L’imam de Jabra va plus loin. Abdallah Hussein affirme que la zone constitue le berceau des Saada et que ces terres leur appartiennent depuis des générations. « Les Saada étaient ici même avant la colonisation anglaise. Nous sommes installés depuis plus de 107 ans. Notre tribu est née et a grandi dans cette région. »

Les Saada accusés d’être des envahisseurs par les Four

Une version contestée. Les tribus arabes fuyant la sécheresse seraient arrivées au Darfour dans les années 1970. La dictature d’Omar el-Béchir les aurait utilisées comme bras armé pour arabiser le Darfour, entraînant des accusations de génocide et crimes de guerre.

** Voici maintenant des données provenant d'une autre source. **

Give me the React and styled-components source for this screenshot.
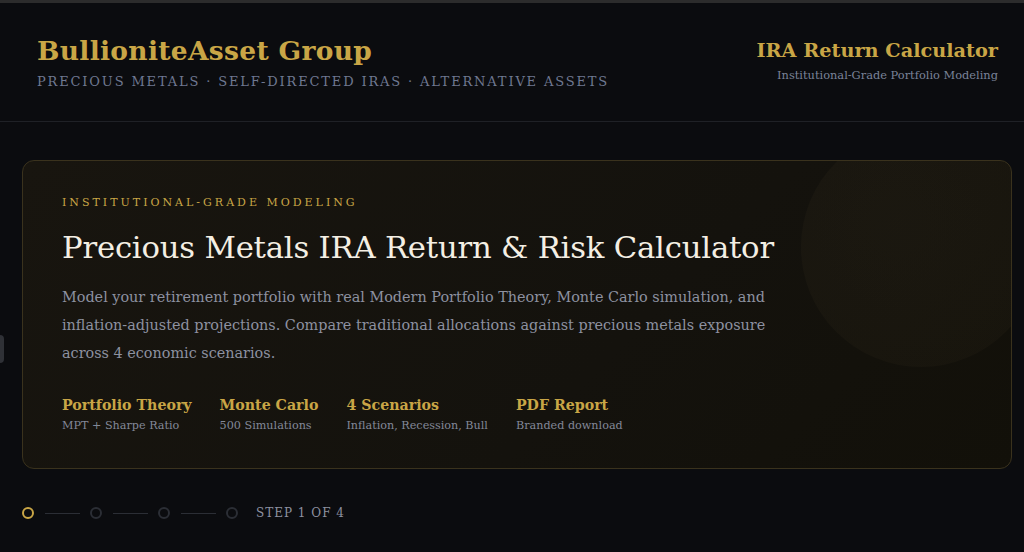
import React from 'react';
import styled, { createGlobalStyle } from 'styled-components';

const GlobalStyle = createGlobalStyle`
  html, body {
    margin: 0;
    padding: 0;
    background: #0b0c0f;
    font-family: "DejaVu Serif", Georgia, serif;
  }
  * { box-sizing: border-box; }
`;

const Page = styled.div`
  min-height: 552px;
  background: #0b0c0f;
  border-top: 3px solid #2c2c2c;
  position: relative;
  overflow: hidden;
`;

const SideTab = styled.div`
  position: absolute;
  left: -6px;
  top: 332px;
  width: 10px;
  height: 28px;
  border-radius: 4px;
  background: #2f3136;
`;

const Header = styled.header`
  display: flex;
  justify-content: space-between;
  align-items: flex-start;
  padding: 31px 26px 0 37px;
  height: 119px;
  border-bottom: 1px solid #1f2126;
`;

const Brand = styled.div`
  display: flex;
  flex-direction: column;
`;

const BrandName = styled.h1`
  margin: 0;
  font-size: 26.5px;
  font-weight: 700;
  color: #c9a646;
  letter-spacing: 0.3px;
  line-height: 34px;
`;

const BrandTag = styled.div`
  margin-top: 6px;
  font-size: 13px;
  letter-spacing: 1.85px;
  color: #6f7891;
  text-transform: uppercase;
`;

const ToolInfo = styled.div`
  display: flex;
  flex-direction: column;
  align-items: flex-end;
  padding-top: 3px;
`;

const ToolName = styled.div`
  font-size: 19.3px;
  font-weight: 700;
  color: #c9a646;
  line-height: 28px;
`;

const ToolSub = styled.div`
  margin-top: 3px;
  font-size: 11.4px;
  color: #7a8399;
`;

const Main = styled.main`
  padding: 38px 12px 0 22px;
`;

const HeroCard = styled.section`
  position: relative;
  overflow: hidden;
  height: 309px;
  padding: 35px 39px 0;
  border: 1px solid #3a321d;
  border-radius: 12px;
  background: linear-gradient(135deg, #18150f 0%, #14120d 60%, #121009 100%);
`;

const Orb = styled.div`
  position: absolute;
  top: -34px;
  left: 778px;
  width: 240px;
  height: 240px;
  border-radius: 50%;
  background: radial-gradient(circle at 40% 40%, rgba(60, 52, 34, 0.18), rgba(40, 34, 22, 0.22));
`;

const Eyebrow = styled.div`
  font-size: 11px;
  letter-spacing: 3px;
  color: #c9a646;
  text-transform: uppercase;
`;

const HeroTitle = styled.h2`
  margin: 19px 0 0;
  font-size: 30.7px;
  font-weight: 400;
  color: #f4efe4;
  line-height: 40px;
  letter-spacing: -0.2px;
`;

const HeroText = styled.p`
  margin: 15px 0 0;
  max-width: 730px;
  font-size: 14.4px;
  line-height: 28px;
  color: #8d91a0;
`;

const Features = styled.div`
  display: flex;
  gap: 28px;
  margin-top: 28px;
`;

const Feature = styled.div`
  display: flex;
  flex-direction: column;
`;

const FeatureTitle = styled.div`
  font-size: 14.2px;
  font-weight: 700;
  color: #c9a646;
  line-height: 20px;
`;

const FeatureSub = styled.div`
  margin-top: 4px;
  font-size: 11.2px;
  color: #838898;
`;

const Stepper = styled.div`
  display: flex;
  align-items: center;
  padding: 37px 0 0 22px;
`;

const Dot = styled.div`
  width: 12px;
  height: 12px;
  border-radius: 50%;
  border: 2px solid ${(p) => (p.active ? '#c9a646' : '#2b2e35')};
`;

const Line = styled.div`
  width: 35px;
  height: 1px;
  margin: 0 10px 0 11px;
  background: #2b2e35;
`;

const StepLabel = styled.div`
  margin-left: 18px;
  font-size: 12px;
  letter-spacing: 1px;
  color: #8d91a0;
`;

const features = [
  { title: 'Portfolio Theory', sub: 'MPT + Sharpe Ratio' },
  { title: 'Monte Carlo', sub: '500 Simulations' },
  { title: '4 Scenarios', sub: 'Inflation, Recession, Bull' },
  { title: 'PDF Report', sub: 'Branded download' },
];

const App = () => {
  return (
    <>
      <GlobalStyle />
      <Page>
        <SideTab />
        <Header>
          <Brand>
            <BrandName>BullioniteAsset Group</BrandName>
            <BrandTag>Precious Metals · Self-Directed IRAs · Alternative Assets</BrandTag>
          </Brand>
          <ToolInfo>
            <ToolName>IRA Return Calculator</ToolName>
            <ToolSub>Institutional-Grade Portfolio Modeling</ToolSub>
          </ToolInfo>
        </Header>
        <Main>
          <HeroCard>
            <Orb />
            <Eyebrow>Institutional-Grade Modeling</Eyebrow>
            <HeroTitle>Precious Metals IRA Return &amp; Risk Calculator</HeroTitle>
            <HeroText>
              Model your retirement portfolio with real Modern Portfolio Theory, Monte Carlo simulation, and
              inflation-adjusted projections. Compare traditional allocations against precious metals exposure
              across 4 economic scenarios.
            </HeroText>
            <Features>
              {features.map((f) => (
                <Feature key={f.title}>
                  <FeatureTitle>{f.title}</FeatureTitle>
                  <FeatureSub>{f.sub}</FeatureSub>
                </Feature>
              ))}
            </Features>
          </HeroCard>
        </Main>
        <Stepper>
          <Dot active />
          <Line />
          <Dot />
          <Line />
          <Dot />
          <Line />
          <Dot />
          <StepLabel>STEP 1 OF 4</StepLabel>
        </Stepper>
      </Page>
    </>
  );
};

export default App;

Témoin de la conversation, Khaled Abdelmalik Hashim est révolté par ce qu’il vient d’entendre. D’ethnie Four, il est originaire d’une localité toute proche. Il accuse les Saada d’être des envahisseurs.

« Ils mentent. Ils ont changé la réalité. C’est pour ça que je me suis éloigné de vous. Ils mentent parce qu’ils veulent rester ici. Parce que ce village appartient à quelqu’un d’autre. Les Saada sont venus après les violences de 2003. Les Four vivaient ici avant, mais ils ont été chassés durant la guerre. Ils ont fui jusqu’au camp de Mershing », dit-il.

Une profonde amertume

Soudain, un groupe de personnes traverse le chemin avec des carrioles tirées par des ânes. Ce sont justement des déplacés du camp de Mershing. D’ethnie Four, ils affirment être originaires de Jabra. Mais les Arabes Saada les ont surpris en train de ramasser du bois et viennent tout juste de les chasser. Elias Harun ne cache pas sa profonde amertume.

« Je possède une terre juste en face d’ici. Mais maintenant il y a des colons qui ne nous laissent pas revenir. On avait des plantations et là-bas il y a un de nos puits. Nos morts sont dans le cimetière. Mon père a été tué et enterré ici. Voir ça aujourd’hui ça m’enlève toute joie de vivre », lâche-t-il.

Ces déplacés affirment que la chute de la dictature et la paix signée en octobre n’ont rien changé à leur situation. Pour eux, seul un accord global prévoyant et détaillant leur retour sur leurs terres pourrait régler les violences au Darfour.